Section 17 clearly provides, from its effective date of October 1, 2014, an exemption from sections 5 through 13 of the Act for: (1) mortgage and correspondent lenders servicing their own loans; (2) any entity servicing five or fewer loans in any 12 consecutive months; and (3) any agency of the federal, state, or municipal government. There is, however, complete ambiguity as to whether an exemption is also granted to any entity exempted from licensure under Section 4(b)(1), (2), and(3) of the Act, which includes federally insured banks, out-of-state banks, state and federal credit unions, and wholly-owned subsidiaries of such banks or credit unions. Section 17 of the Act states that such entities are exempted from sections 5 to 13, inclusive, of the Act; however, Section 4(c) expressly provides that sections 10 through 13, inclusive, applies to any entity acting as a mortgage servicer in Connecticut on or after January 1, 2015, even those exempted from licensure under section 4(b).
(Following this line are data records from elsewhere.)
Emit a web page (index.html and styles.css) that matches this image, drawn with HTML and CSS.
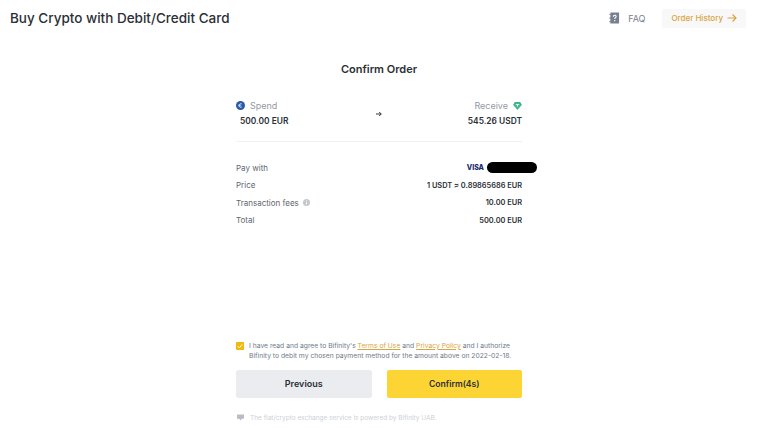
FILE: index.html
```html
<!DOCTYPE html>
<html lang="en">
<head>
<meta charset="utf-8">
<title>Buy Crypto</title>
<link rel="stylesheet" href="styles.css">
</head>
<body>
<header class="top">
  <h1 class="title">Buy Crypto with Debit/Credit Card</h1>
  <div class="top-right">
    <a class="faq">
      <svg class="faq-icon" viewBox="0 0 12 12" width="11" height="12"><path fill="#76808f" fill-rule="evenodd" d="M1.500 0H11v12H1.500v-1.500H.3v-1h1.200V6.500H.3v-1h1.200V2.500H.3v-1h1.200zM4.200 4.600h1.200c0-.6.3-1 .9-1s.9.3.9.8c0 .9-1.500 1-1.500 2.600h1.200c0-1.100 1.500-1.300 1.500-2.700C8.400 3.100 7.500 2.500 6.300 2.500 5 2.500 4.200 3.300 4.200 4.600zM5.700 8.200v1.300h1.200V8.200z"/></svg>
      <span>FAQ</span>
    </a>
    <a class="history">
      <span>Order History</span>
      <svg viewBox="0 0 10 10" width="10" height="10"><path fill="none" stroke="#d9a441" stroke-width="1.200" d="M.5 5h8.500M5.500 1.500 9 5 5.500 8.500"/></svg>
    </a>
  </div>
</header>
<main class="panel">
  <h2 class="heading">Confirm Order</h2>
  <section class="summary">
    <div class="side">
      <div class="label">
        <svg viewBox="0 0 10 10" width="9" height="9"><circle cx="5" cy="5" r="5" fill="#2a5ba8"/><path fill="none" stroke="#fff" stroke-width=".8" d="M6.500 3.300a2 2 0 1 0 0 3.400M2.800 4.500h2.500M2.800 5.500h2.500"/></svg>
        <span>Spend</span>
      </div>
      <div class="amount amount-left">500.00 EUR</div>
    </div>
    <svg class="arrow" viewBox="0 0 6 6" width="6" height="6"><path fill="none" stroke="#1e2329" stroke-width=".9" d="M0 3h5.200M3.200 1 5.200 3 3.200 5"/></svg>
    <div class="side side-right">
      <div class="label">
        <span>Receive</span>
        <svg viewBox="0 0 10 9" width="9" height="8"><path fill="#3fb68b" d="M2 0h6l2 3-5 6-5-6z"/><path fill="#fff" d="M3 2.200h4v1H5.600V5H4.400V3.200H3z"/></svg>
      </div>
      <div class="amount">545.26 USDT</div>
    </div>
  </section>
  <section class="details">
    <div class="row">
      <span class="key">Pay with</span>
      <div class="pay">
        <span class="visa">VISA</span>
        <span class="mask"></span>
      </div>
    </div>
    <div class="row">
      <span class="key">Price</span>
      <span class="val">1 USDT ≈ 0.89865686 EUR</span>
    </div>
    <div class="row">
      <span class="key key-info">Transaction fees
        <svg viewBox="0 0 8 8" width="7" height="7"><circle cx="4" cy="4" r="4" fill="#c4c8ce"/><path stroke="#fff" stroke-width="1" d="M4 3.400V6.200M4 1.600v1"/></svg>
      </span>
      <span class="val">10.00 EUR</span>
    </div>
    <div class="row">
      <span class="key">Total</span>
      <span class="val">500.00 EUR</span>
    </div>
  </section>
  <section class="actions">
    <div class="agree">
      <span class="check"><svg viewBox="0 0 8 8" width="6" height="6"><path fill="none" stroke="#fff" stroke-width="1.300" d="M1 4.200 3.200 6.400 7 1.800"/></svg></span>
      <p class="agree-text">I have read and agree to Bifinity's <a class="link">Terms of Use</a> and <a class="link">Privacy Policy</a> and I authorize Bifinity to debit my chosen payment method for the amount above on 2022-02-18.</p>
    </div>
    <div class="buttons">
      <button class="btn btn-prev">Previous</button>
      <button class="btn btn-confirm">Confirm(4s)</button>
    </div>
    <div class="powered">
      <svg viewBox="0 0 8 8" width="7" height="7"><path fill="#b7bdc6" d="M0 .5h8v5H5.500L4 7.500 2.500 5.500H0z"/></svg>
      <span>The fiat/crypto exchange service is powered by Bifinity UAB.</span>
    </div>
  </section>
</main>
</body>
</html>
```
FILE: styles.css
```css
* { box-sizing: border-box; }
html, body { margin: 0; height: 100%; }
body {
  width: 768px;
  height: 428px;
  background: #fff;
  font-family: Inter, "Liberation Sans", sans-serif;
  color: #1e2329;
  overflow: hidden;
}
.top {
  display: flex;
  justify-content: space-between;
  align-items: center;
  height: 36px;
  padding: 0 22px 0 10px;
}
.title {
  margin: 0;
  font-size: 13.500px;
  font-weight: 500;
  color: #2b2f36;
}
.top-right { display: flex; align-items: center; gap: 17px; }
.faq { display: flex; align-items: center; gap: 8px; font-size: 9px; color: #76808f; }
.history {
  display: flex;
  align-items: center;
  gap: 4px;
  height: 19px;
  padding: 0 9px;
  background: #f8f8f8;
  border-radius: 2px;
  font-size: 8px;
  font-weight: 500;
  color: #d9a441;
}
.panel { width: 286px; margin-left: 236px; }
.heading {
  margin: 26px 0 0;
  text-align: center;
  font-size: 11px;
  font-weight: 600;
  line-height: 14px;
  color: #2b2f36;
}
.summary {
  display: flex;
  justify-content: space-between;
  align-items: center;
  margin-top: 24px;
  padding-bottom: 14px;
  border-bottom: 1px solid #f0f1f2;
}
.side { display: flex; flex-direction: column; gap: 5px; }
.side-right { align-items: flex-end; }
.label { display: flex; align-items: center; gap: 5px; font-size: 9px; line-height: 11px; color: #929aa5; }
.amount { font-size: 8.400px; line-height: 11px; font-weight: 600; color: #2b2f36; }
.amount-left { padding-left: 4px; }
.arrow { margin-left: 2px; }
.details { display: flex; flex-direction: column; gap: 6.600px; margin-top: 20px; }
.row { display: flex; justify-content: space-between; align-items: center; height: 11px; font-size: 8px; }
.key { color: #5f6772; }
.key-info { display: flex; align-items: center; gap: 4px; }
.val { font-size: 7.400px; font-weight: 600; color: #2b2f36; }
.pay { display: flex; align-items: center; gap: 3px; margin-right: -15px; }
.visa { font-size: 7px; font-weight: 800; color: #1a2a6c; }
.mask { width: 50px; height: 11px; border-radius: 6px; background: #000; }
.actions { margin-top: 115px; }
.agree { display: flex; gap: 5px; }
.check {
  display: flex;
  flex: none;
  align-items: center;
  justify-content: center;
  width: 8px;
  height: 8px;
  margin-top: 1px;
  border-radius: 1px;
  background: #f0b90b;
}
.agree-text { margin: 0; font-size: 6.750px; line-height: 10px; color: #707a8a; }
.link { color: #d9a441; text-decoration: underline; }
.buttons { display: flex; gap: 15px; margin-top: 9px; }
.btn {
  flex: 1;
  height: 28px;
  border: 0;
  border-radius: 2px;
  font-family: inherit;
  font-size: 9px;
  font-weight: 600;
  color: #2b2f36;
}
.btn-prev { background: #eaecef; }
.btn-confirm { background: #fcd535; font-size: 8.600px; }
.powered {
  display: flex;
  align-items: center;
  gap: 6px;
  margin-top: 16px;
  padding-left: 1px;
  font-size: 6.500px;
  color: #cdd1d6;
}
```
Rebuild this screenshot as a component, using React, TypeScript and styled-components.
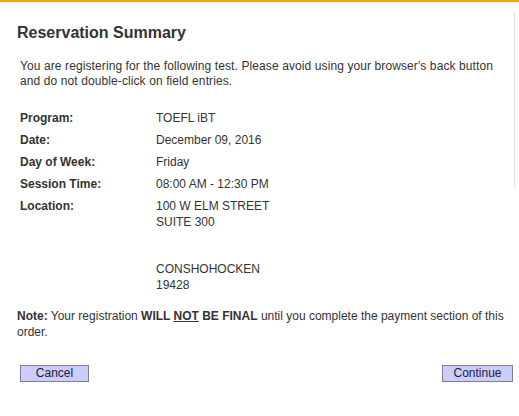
import React from "react";
import styled, { createGlobalStyle } from "styled-components";

const Global = createGlobalStyle`
  html, body { margin: 0; padding: 0; background: #ffffff; }
  body { font-family: "Liberation Sans", Arial, sans-serif; color: #333333; }
`;

const Page = styled.div`
  position: relative;
  width: 519px;
  height: 416px;
  border-top: 2px solid #f7a600;
  box-sizing: border-box;
  background: #fff;
`;

const EdgeLine = styled.div`
  position: absolute;
  left: 514px;
  top: 10px;
  height: 176px;
  width: 0;
  border-left: 1px dotted #cfcfcf;
`;

const Content = styled.div`
  padding: 20px 0 0 17px;
  display: flex;
  flex-direction: column;
`;

const Title = styled.h1`
  margin: 0;
  font-size: 16px;
  font-weight: bold;
  line-height: 22px;
  color: #333;
`;

const Intro = styled.p`
  margin: 15px 0 0 3px;
  font-size: 12px;
  line-height: 15px;
  letter-spacing: 0.1px;
  width: 480px;
`;

const Details = styled.div`
  margin: 22px 0 0 3px;
  display: grid;
  grid-template-columns: 136px 1fr;
  row-gap: 7px;
  font-size: 12px;
  line-height: 15px;
`;

const Label = styled.div`
  font-weight: bold;
`;

const Value = styled.div``;

const AddressLine = styled.div<{ $blank?: boolean }>`
  height: ${(p) => (p.$blank ? "16px" : "auto")};
  line-height: 15.7px;
`;

const Note = styled.p`
  margin: 14px 0 0 0;
  font-size: 12px;
  line-height: 16px;
  width: 490px;
`;

const Strong = styled.b``;
const Under = styled.u``;

const Buttons = styled.div`
  margin: 25px 0 0 3px;
  display: flex;
  justify-content: space-between;
  width: 493px;
`;

const Btn = styled.button<{ $w: number }>`
  width: ${(p) => p.$w}px;
  height: 17px;
  padding: 0;
  box-sizing: border-box;
  background: #ccccff;
  border: 1px solid #7f7f8f;
  font-family: "Liberation Sans", Arial, sans-serif;
  font-size: 12px;
  line-height: 15px;
  color: #1a1a3a;
  cursor: pointer;
`;

const rows: [string, string][] = [
  ["Program:", "TOEFL iBT"],
  ["Date:", "December 09, 2016"],
  ["Day of Week:", "Friday"],
  ["Session Time:", "08:00 AM - 12:30 PM"],
];

export default function App() {
  return (
    <>
      <Global />
      <Page>
        <EdgeLine />
        <Content>
          <Title>Reservation Summary</Title>
          <Intro>
            You are registering for the following test. Please avoid using your browser's back button
            and do not double-click on field entries.
          </Intro>
          <Details>
            {rows.map(([l, v]) => (
              <React.Fragment key={l}>
                <Label>{l}</Label>
                <Value>{v}</Value>
              </React.Fragment>
            ))}
            <Label>Location:</Label>
            <Value>
              <AddressLine>100 W ELM STREET</AddressLine>
              <AddressLine>SUITE 300</AddressLine>
              <AddressLine $blank />
              <AddressLine $blank />
              <AddressLine>CONSHOHOCKEN</AddressLine>
              <AddressLine>19428</AddressLine>
            </Value>
          </Details>
          <Note>
            <Strong>Note:</Strong> Your registration{" "}
            <Strong>
              WILL <Under>NOT</Under> BE FINAL
            </Strong>{" "}
            until you complete the payment section of this order.
          </Note>
          <Buttons>
            <Btn $w={69}>Cancel</Btn>
            <Btn $w={71}>Continue</Btn>
          </Buttons>
        </Content>
      </Page>
    </>
  );
}
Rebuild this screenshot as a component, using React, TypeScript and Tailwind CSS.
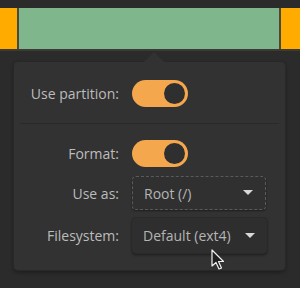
function Toggle() {
  return (
    <div className="w-[56px] h-[27px] rounded-full bg-[#f5a74d] flex items-center justify-end pr-[3px]">
      <div className="w-[21px] h-[21px] rounded-full bg-[#2f2f2f]" />
    </div>
  );
}

function Caret() {
  return (
    <svg width="10" height="6" viewBox="0 0 10 6">
      <path d="M0 0 L10 0 L5 5 Z" fill="#d8d8d8" />
    </svg>
  );
}

function Row({ label, children, h }: { label: string; children: React.ReactNode; h: string }) {
  return (
    <div className={`flex items-center ${h}`}>
      <span className="w-[105px] text-right text-[14px] text-[#bcbcbc]">{label}</span>
      <div className="ml-[13px]">{children}</div>
    </div>
  );
}

export default function App() {
  return (
    <div className="w-[300px] h-[288px] bg-[#2b2b2b] overflow-hidden relative" style={{ fontFamily: '"Open Sans", "Noto Sans", sans-serif' }}>
      <div className="mt-[8px] h-[43px] flex gap-[2px] bg-[#4a4a3a] border-b-2 border-[#3b3b34]">
        <div className="w-[17px] bg-[#ffab00]" />
        <div className="flex-1 bg-[#7fb68c]" />
        <div className="w-[19px] bg-[#ffab00]" />
      </div>

      <div className="relative mt-[11px] ml-[14px] w-[271px] h-[208px] bg-[#323232] rounded-[4px] shadow-[0_0_0_1px_#282828,0_2px_4px_rgba(0,0,0,0.4)]">
        <div className="absolute left-[130px] -top-[10px] w-0 h-0 border-l-[10px] border-r-[10px] border-b-[10px] border-l-transparent border-r-transparent border-b-[#323232]" />
        <div className="pt-[18px]">
          <Row label="Use partition:" h="h-[27px]">
            <Toggle />
          </Row>
          <div className="mx-[6px] mt-[16px] h-px bg-[#2a2a2a]" />
          <div className="mt-[16px]">
            <Row label="Format:" h="h-[27px]">
              <Toggle />
            </Row>
          </div>
          <div className="mt-[9px]">
            <Row label="Use as:" h="h-[34px]">
              <div className="w-[134px] h-[34px] rounded-[4px] border border-dashed border-[#5a5a5a] bg-[#303030] shadow-[0_1px_2px_rgba(0,0,0,0.4)] flex items-center justify-between pl-[11px] pr-[12px] text-[14px] text-[#b5b5b5]">
                <span>Root (/)</span>
                <Caret />
              </div>
            </Row>
          </div>
          <div className="mt-[8px]">
            <Row label="Filesystem:" h="h-[35px]">
              <div className="w-[135px] h-[35px] rounded-[4px] bg-[#2e2e2e] shadow-[0_0_0_1px_#292929,0_2px_3px_rgba(0,0,0,0.45)] flex items-center justify-between pl-[11px] pr-[12px] text-[14px] text-[#b5b5b5]">
                <span>Default (ext4)</span>
                <Caret />
              </div>
            </Row>
          </div>
        </div>
      </div>

      <svg className="absolute left-[211px] top-[249px]" width="14" height="22" viewBox="0 0 14 22">
        <path d="M1 1 L1 17 L5 13.5 L8 20 L10.5 19 L7.5 12.5 L12.5 12.5 Z" fill="#1e1e1e" stroke="#f0f0f0" strokeWidth="1.2" strokeLinejoin="round" />
      </svg>
    </div>
  );
}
Mediation and Reverse Mortgages
Sections 38 and 46 extend the Connecticut Court-Annexed mediation program until 2016. Under the current statute, the program was set to expire in 2014. Also, effective as of October 1, 2014, the Act, section 37, institutes a “premediation review protocol” where the judicial foreclosure mediator can re-request any documents that are incomplete or otherwise likely to be rejected by a foreclosing plaintiff, which potentially may increase the number of productive first or second mediation sessions. Section 51 creates a task force for the purpose of examining the reverse mortgage industry in Connecticut.